Everything You Need to Know About Baking with Nut Flours

Can you use them in place of wheat flour in your favorite recipes?

almond flour pancakes served with fresh strawberries
Photo: Photographer Bryan Gardner; Food Stylist Laura Rege; Prop Stylist Paige Hicks

Nut flours are finely ground nuts that are used in baked goods and savory cooking. They serve as a gluten-free, high protein alternative to traditional wheat flour, and they add a rich, nutty taste to whatever you're making. Before you start using nut flour in your recipes, there are a few key things to know.

It Isn't as Simple as a One-to-One Swap

If you're looking at a recipe that includes a wheat-based flour like all-purpose flour, you can't simply substitute a nut flour and call it a day. Angi Rassi, vice president of innovation and business development for Fisher Nuts, explains that this is because nut flours are naturally rich in fat. "We recommend following specific recipes from your favorite publications and recipe developers." She suggests using recipes that specifically call for nut flour until you are ready to experiment on your own. "Nut flours have no gluten and create a crumbly end product, so if substituting nut flour in recipes that use wheat flour, you'll need to add a binder," Olivia Roszkowski, chef-instructor at the Institute of Culinary Education, adds. This binder can take the form of eggs, ground flax seeds, chia seeds, banana, maple syrup, brown rice syrup, applesauce, or even oat flour.

Oven temperatures will also need adjusting if you're modifying a recipe that's made for wheat flour. "Nuts contain natural oils, so it's a good idea to drop the oven temperature by 25 to 50 degrees Fahrenheit when baking with them to avoid a singed product," Roszkowski says.

In General, Nut Flours Can Be Swapped for Other Nut Flours

If a recipe already calls for a nut flour, substituting it with another nut flour that you already have on hand should yield similar results. "We have found that certain nut flours work better in different baked goods," Rassi says. For example, almond flour has a rich, nutty flavor that works well in pancakes, breads, meatballs, burgers, and even breading for chicken or fish. Pecan flour has a maple flavor that is ideal for muffins, cookies, and streusel.

They Are More Perishable Than Wheat Flours

The higher oil and fat content of nut flours mean that they are more perishable than your standard wheat flour. To store them, Roszkowski recommends putting nut flours in a sealed bag or jar in the fridge or freezer, as this will help preserve them. If you don't have room in the fridge or freezer, store them in a sealed container in a cool, dark place. Given the perishable nature of nut flours, she recommends buying them in small quantities. Some nut flours are more perishable than others.

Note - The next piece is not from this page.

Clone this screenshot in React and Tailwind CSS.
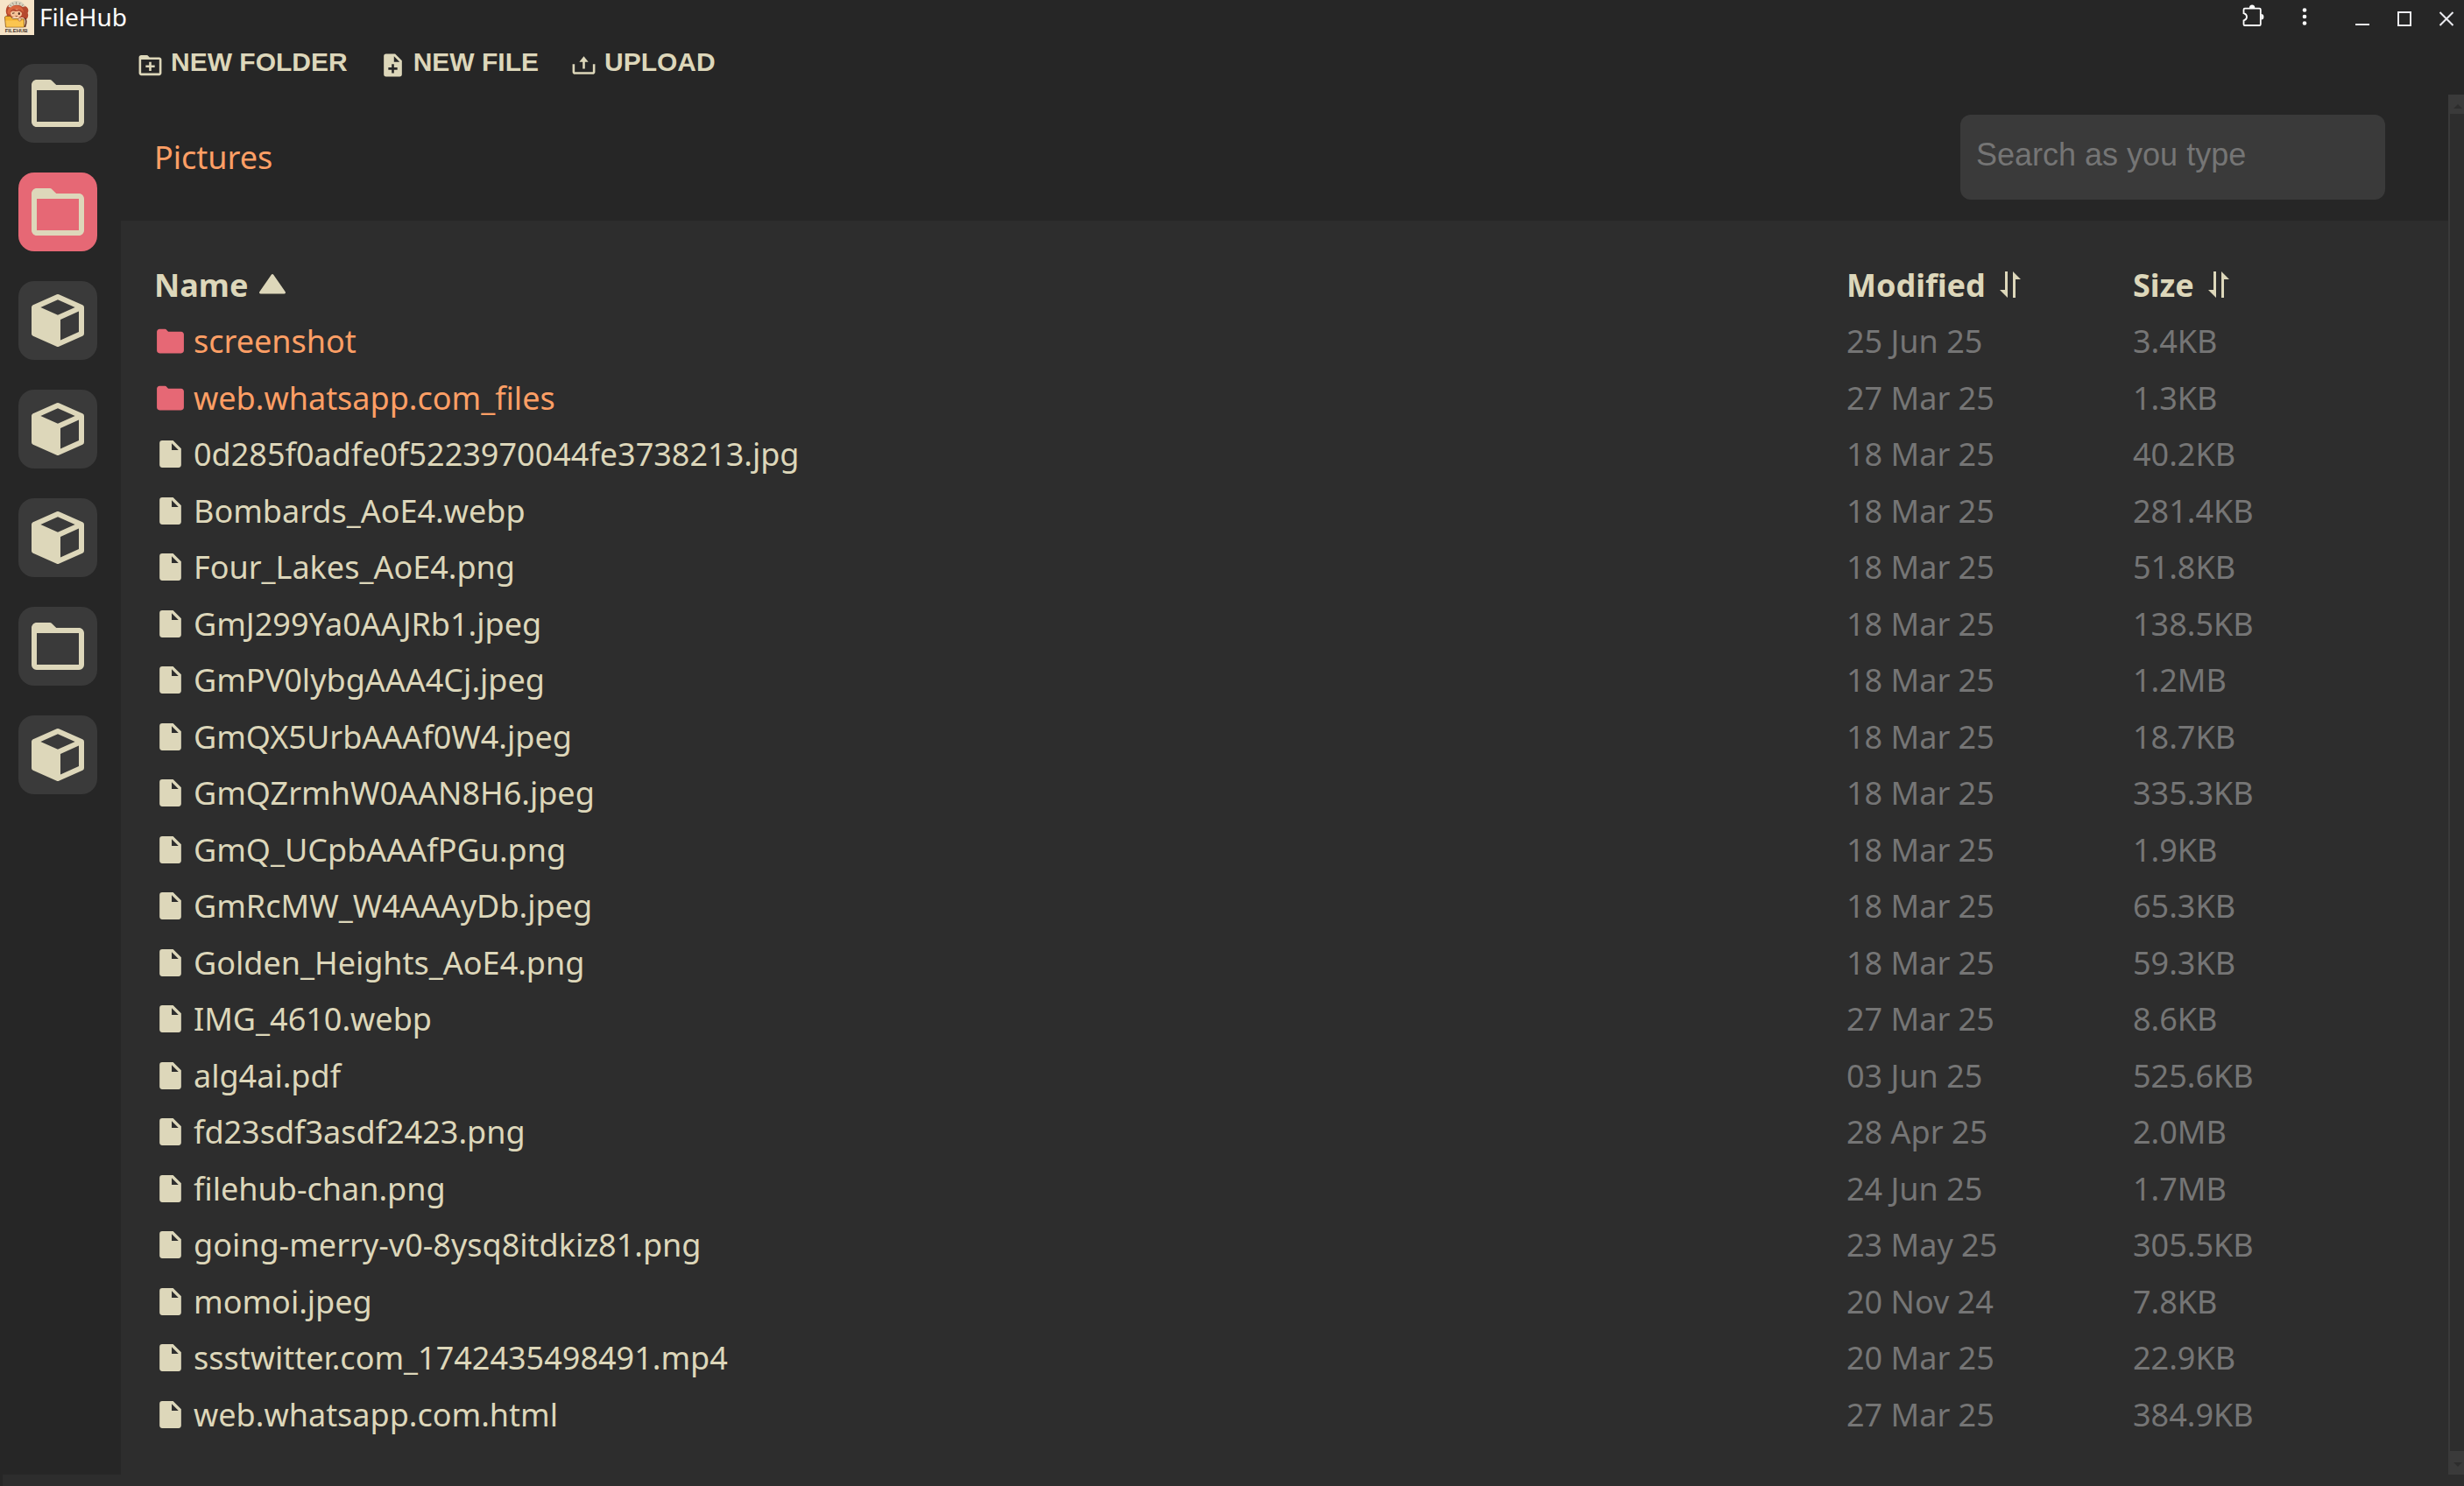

Rassi notes that walnut flour is the most delicate.

They Lend a Sweet Nutty Flavor and Dense Texture to Baked Goods

Like the nuts they're made from, different nut flours will lend a slightly different flavor to the resulting baked good. "Pecan flour adds a hint of maple flavor while coconut flour is more tropical," Rassi says. "Overall they all add a rich, sweet nutty flavor."

Don't forget to consider texture, too. Because nut flours are heavier than wheat flour, Roszkowski says that they will create a denser baked product. "Since they don't have gluten, nut flours won't produce baked goods with as much structure, chew, or bounce," she says. Baked goods with nut flour will typically be softer and more tender. "Because nut flours have more fat content, the end result is almost buttery due to the way nuts release their natural oils when baked."